If you are doing this with lots of files, a synchronous commit (or the
equivalent) of the data for the whole group prior to the renames for the
whole group is the only efficient way to go. Short of that you would need
to spawn a large number of threads, issue fsync rename operations in each
one and wait for them all to finish.

JLS2009: A Btrfs update

Posted Nov 8, 2009 1:35 UTC (Sun) by giraffedata (guest, #1954) [Link] (1 responses)

There would also need to be synchronous fadvise call or the equivalent that had the semantics of "wait on all the pseudo-synchronous fsync operations that were just initiated"

All you need is fsync. Do it on each file in turn, after having done the fadvise on every file. The last fsync will complete at the same time as a single hypothetical "wait on all these files" would.

JLS2009: A Btrfs update

Posted Nov 8, 2009 2:52 UTC (Sun) by butlerm (subscriber, #13312) [Link]

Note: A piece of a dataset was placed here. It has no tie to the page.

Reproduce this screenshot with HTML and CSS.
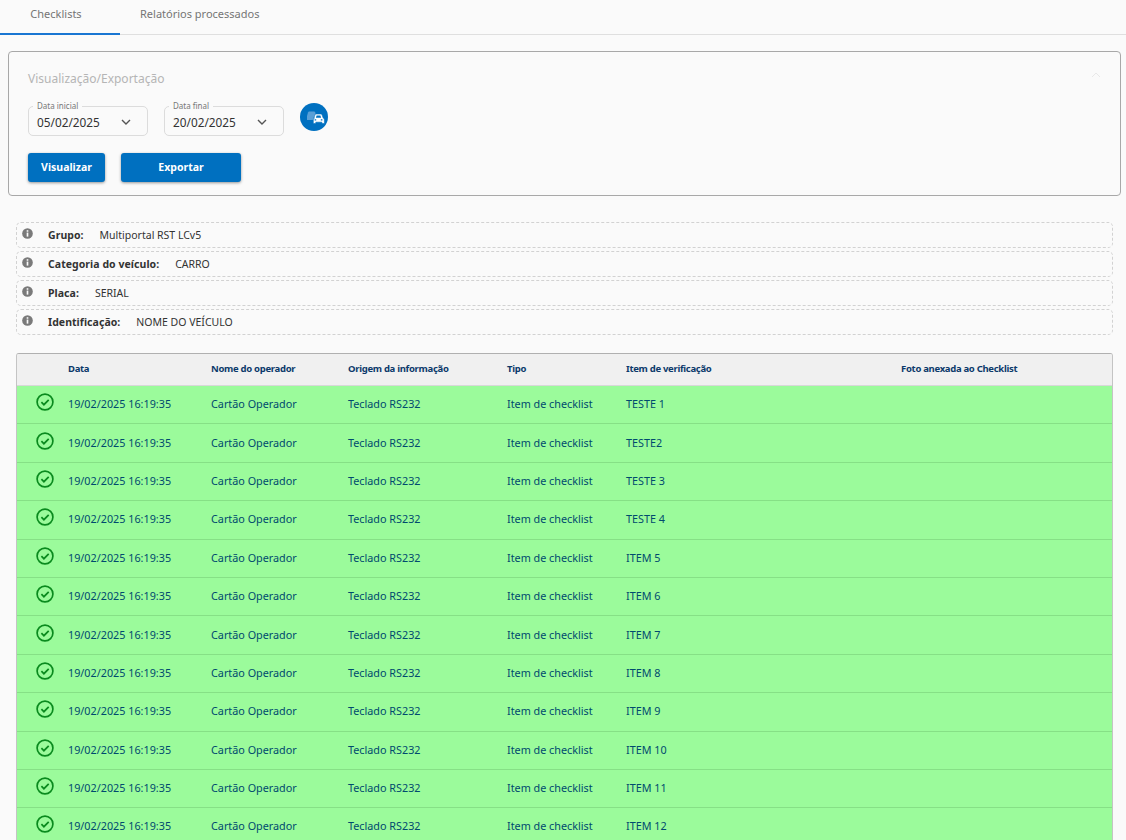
FILE: index.html
```html
<!DOCTYPE html>
<html lang="pt-BR">
<head>
<meta charset="utf-8">
<title>Checklists</title>
<link rel="stylesheet" href="styles.css">
</head>
<body>
<svg class="defs" width="0" height="0" aria-hidden="true">
  <symbol id="ok" viewBox="0 0 18 18"><circle cx="9" cy="9" r="7.9" fill="none" stroke="currentColor" stroke-width="1.7"/><path d="M5.4 9.2l2.5 2.5 4.8-4.9" fill="none" stroke="currentColor" stroke-width="1.7"/></symbol>
  <symbol id="info" viewBox="0 0 12 12"><circle cx="6" cy="6" r="5.8" fill="currentColor"/><rect x="5.1" y="2.4" width="1.8" height="1.7" fill="#fafafa"/><rect x="5.1" y="5" width="1.8" height="4.4" fill="#fafafa"/></symbol>
  <symbol id="chev" viewBox="0 0 10 6"><path d="M1 1l4 4 4-4" fill="none" stroke="currentColor" stroke-width="1.4"/></symbol>
</svg>
<nav class="tabs">
  <a class="tab tab-active">Checklists</a>
  <a class="tab">Relatórios processados</a>
</nav>
<main class="content">
  <section class="panel">
    <div class="panel-head">
      <h2 class="panel-title">Visualização/Exportação</h2>
      <svg class="panel-chev" viewBox="0 0 10 6"><path d="M1 5l4-4 4 4" fill="none" stroke="currentColor" stroke-width="1"/></svg>
    </div>
    <div class="filters">
      <div class="field"><span class="field-label">Data inicial</span><span class="field-value">05/02/2025</span><svg class="chev"><use href="#chev"/></svg></div>
      <div class="field"><span class="field-label">Data final</span><span class="field-value">20/02/2025</span><svg class="chev"><use href="#chev"/></svg></div>
      <button class="round-btn" type="button" aria-label="Veículos">
        <svg viewBox="0 0 28 28" width="28" height="28">
          <path fill="#5a9fd6" d="M7 17v-4l1-3.400C8.200 9 8.700 8.500 9.400 8.500h4.400c.7 0 1.200.5 1.400 1.100L16 13v4z"/>
          <path fill="#fff" stroke="#0070c0" stroke-width=".6" d="M13.800 15l1.200-3.200c.2-.5.6-.8 1.100-.8h4.800c.5 0 .9.300 1.100.8l1.200 3.200c.8.300 1.200.9 1.200 1.700V20.500h-2.500v-1.300h-6.100v1.300h-2.500v-3.800c0-.8.400-1.400 1.200-1.700z"/>
          <path fill="#0070c0" d="M15.900 14.700h5.200l-.7-2.100h-3.800zM14.600 16.200h1.600v1.300h-1.600zM20.800 16.200h1.600v1.300h-1.600z"/>
        </svg>
      </button>
    </div>
    <div class="actions">
      <button class="btn btn-view" type="button">Visualizar</button>
      <button class="btn btn-export" type="button">Exportar</button>
    </div>
  </section>

  <section class="info-list">
    <div class="info-row"><svg class="info-icon"><use href="#info"/></svg><strong>Grupo:</strong><span>Multiportal RST LCv5</span></div>
    <div class="info-row"><svg class="info-icon"><use href="#info"/></svg><strong>Categoria do veículo:</strong><span>CARRO</span></div>
    <div class="info-row"><svg class="info-icon"><use href="#info"/></svg><strong>Placa:</strong><span>SERIAL</span></div>
    <div class="info-row"><svg class="info-icon"><use href="#info"/></svg><strong>Identificação:</strong><span>NOME DO VEÍCULO</span></div>
  </section>

  <section class="table">
    <div class="tr th"><span></span><span>Data</span><span>Nome do operador</span><span>Origem da informação</span><span>Tipo</span><span>Item de verificação</span><span>Foto anexada ao Checklist</span></div>
    <div class="tr"><svg class="ok"><use href="#ok"/></svg><span>19/02/2025 16:19:35</span><span>Cartão Operador</span><span>Teclado RS232</span><span>Item de checklist</span><span>TESTE 1</span><span></span></div>
    <div class="tr"><svg class="ok"><use href="#ok"/></svg><span>19/02/2025 16:19:35</span><span>Cartão Operador</span><span>Teclado RS232</span><span>Item de checklist</span><span>TESTE2</span><span></span></div>
    <div class="tr"><svg class="ok"><use href="#ok"/></svg><span>19/02/2025 16:19:35</span><span>Cartão Operador</span><span>Teclado RS232</span><span>Item de checklist</span><span>TESTE 3</span><span></span></div>
    <div class="tr"><svg class="ok"><use href="#ok"/></svg><span>19/02/2025 16:19:35</span><span>Cartão Operador</span><span>Teclado RS232</span><span>Item de checklist</span><span>TESTE 4</span><span></span></div>
    <div class="tr"><svg class="ok"><use href="#ok"/></svg><span>19/02/2025 16:19:35</span><span>Cartão Operador</span><span>Teclado RS232</span><span>Item de checklist</span><span>ITEM 5</span><span></span></div>
    <div class="tr"><svg class="ok"><use href="#ok"/></svg><span>19/02/2025 16:19:35</span><span>Cartão Operador</span><span>Teclado RS232</span><span>Item de checklist</span><span>ITEM 6</span><span></span></div>
    <div class="tr"><svg class="ok"><use href="#ok"/></svg><span>19/02/2025 16:19:35</span><span>Cartão Operador</span><span>Teclado RS232</span><span>Item de checklist</span><span>ITEM 7</span><span></span></div>
    <div class="tr"><svg class="ok"><use href="#ok"/></svg><span>19/02/2025 16:19:35</span><span>Cartão Operador</span><span>Teclado RS232</span><span>Item de checklist</span><span>ITEM 8</span><span></span></div>
    <div class="tr"><svg class="ok"><use href="#ok"/></svg><span>19/02/2025 16:19:35</span><span>Cartão Operador</span><span>Teclado RS232</span><span>Item de checklist</span><span>ITEM 9</span><span></span></div>
    <div class="tr"><svg class="ok"><use href="#ok"/></svg><span>19/02/2025 16:19:35</span><span>Cartão Operador</span><span>Teclado RS232</span><span>Item de checklist</span><span>ITEM 10</span><span></span></div>
    <div class="tr"><svg class="ok"><use href="#ok"/></svg><span>19/02/2025 16:19:35</span><span>Cartão Operador</span><span>Teclado RS232</span><span>Item de checklist</span><span>ITEM 11</span><span></span></div>
    <div class="tr"><svg class="ok"><use href="#ok"/></svg><span>19/02/2025 16:19:35</span><span>Cartão Operador</span><span>Teclado RS232</span><span>Item de checklist</span><span>ITEM 12</span><span></span></div>
  </section>
</main>
</body>
</html>
```
FILE: styles.css
```css
* { box-sizing: border-box; }
html, body { margin: 0; height: 100%; overflow: hidden; }
body { background: #fafafa; font-family: "Noto Sans", Roboto, sans-serif; font-size: 11px; color: #333; }
.defs { position: absolute; }

.tabs { display: flex; height: 35px; border-bottom: 1px solid #dfdfdf; }
.tab { width: 120px; height: 35px; padding-top: 6px; text-align: center; color: #757575; font-size: 11px; line-height: 16px; }
.tab-active { padding-right: 8px; border-bottom: 2px solid #1976d2; }
.tab:last-child { width: 160px; text-align: left; padding-left: 20px; }

.content { padding: 16px 5px 0 8px; }
.panel { height: 145px; background: #fafafa; border: 1px solid #a8a8a8; border-radius: 4px; padding: 0 19px; }
.panel-head { display: flex; justify-content: space-between; align-items: center; height: 52px; }
.panel-title { margin: 0; font-size: 12px; font-weight: 400; color: #b5b5b5; }
.panel-chev { width: 10px; height: 6px; color: #e8e8e8; margin-bottom: 6px; }

.filters { display: flex; align-items: flex-start; gap: 16px; height: 49px; }
.field { position: relative; display: flex; align-items: center; justify-content: space-between; width: 120px; height: 30px; margin-top: 2px; padding: 2px 16px 0 8px; border: 1px solid #dcdcdc; border-radius: 5px; }
.field-label { position: absolute; left: 4px; top: -6px; padding: 0 4px; background: #fafafa; font-size: 8px; line-height: 10px; color: #777; }
.field-value { font-size: 11.800px; color: #333; }
.chev { width: 10px; height: 6px; color: #555; }
.round-btn { display: flex; align-items: center; justify-content: center; width: 28px; height: 28px; margin-top: -1px; padding: 0; border: 0; border-radius: 50%; background: #0070c0; }

.actions { display: flex; gap: 16px; }
.btn { height: 29px; padding: 0 0 2px; border: 0; border-radius: 3px; background: #0070c0; color: #fff; font-family: inherit; font-size: 10.500px; font-weight: 700; box-shadow: 0 1px 3px rgba(0,0,0,.4); }
.btn-view { width: 77px; }
.btn-export { width: 120px; }

.info-list { display: flex; flex-direction: column; gap: 3px; margin: 26px 8px 18px 8px; }
.info-row { display: flex; align-items: center; height: 26px; padding: 0 0 0 5px; border: 1px dashed #d2d2d2; border-radius: 5px; font-size: 10.500px; color: #333; }
.info-row strong { margin: 0 16px 0 0; font-weight: 700; letter-spacing: .05px; }
.info-icon { width: 11px; height: 11px; margin: -4px 15px 0 0; color: #7a7a7a; }

.table { margin: 0 8px; border: 1px solid #c4c4c4; border-top-color: #b0b0b0; border-bottom: 0; border-radius: 3px 3px 0 0; overflow: hidden; }
.tr { display: grid; grid-template-columns: 51px 143px 137px 159px 119px 275px 1fr; align-items: center; height: 38.400px; padding-bottom: 2px; background: #9bfb9b; border-bottom: 1px solid #86e086; color: #004a6e; font-size: 10.800px; }
.th { height: 32px; background: #f0f0f0; border-bottom: 1px solid #d8d8d8; color: #0c3a6b; font-size: 9.500px; font-weight: 700; letter-spacing: -.3px; }
.ok { justify-self: start; width: 18px; height: 18px; margin: -3px 0 0 19px; color: #0a8a1e; }
```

I understand what you mean now, and that would be a considerable improvement
over serial fsyncs alone. I think you can more or less do the same thing now
on Linux with sync_file_range(...,SYNC_FILE_RANGE_WRITE). Without additional
flags that schedules asynchronous write out of the specified part of the
file. Then when you are all done, call fsync on every fd in the list, as you
say.

That is still somewhat problematic though, since sync_file_range will not
initiate write out of the metadata, which could be significant. Depending on
the way the filesystem handles metadata you could have a very similar
problem, with a journal write and synchronous wait for every fsync...So
something like fadvise options that schedules data and/or metadata for
immediate writeout would be helpful there.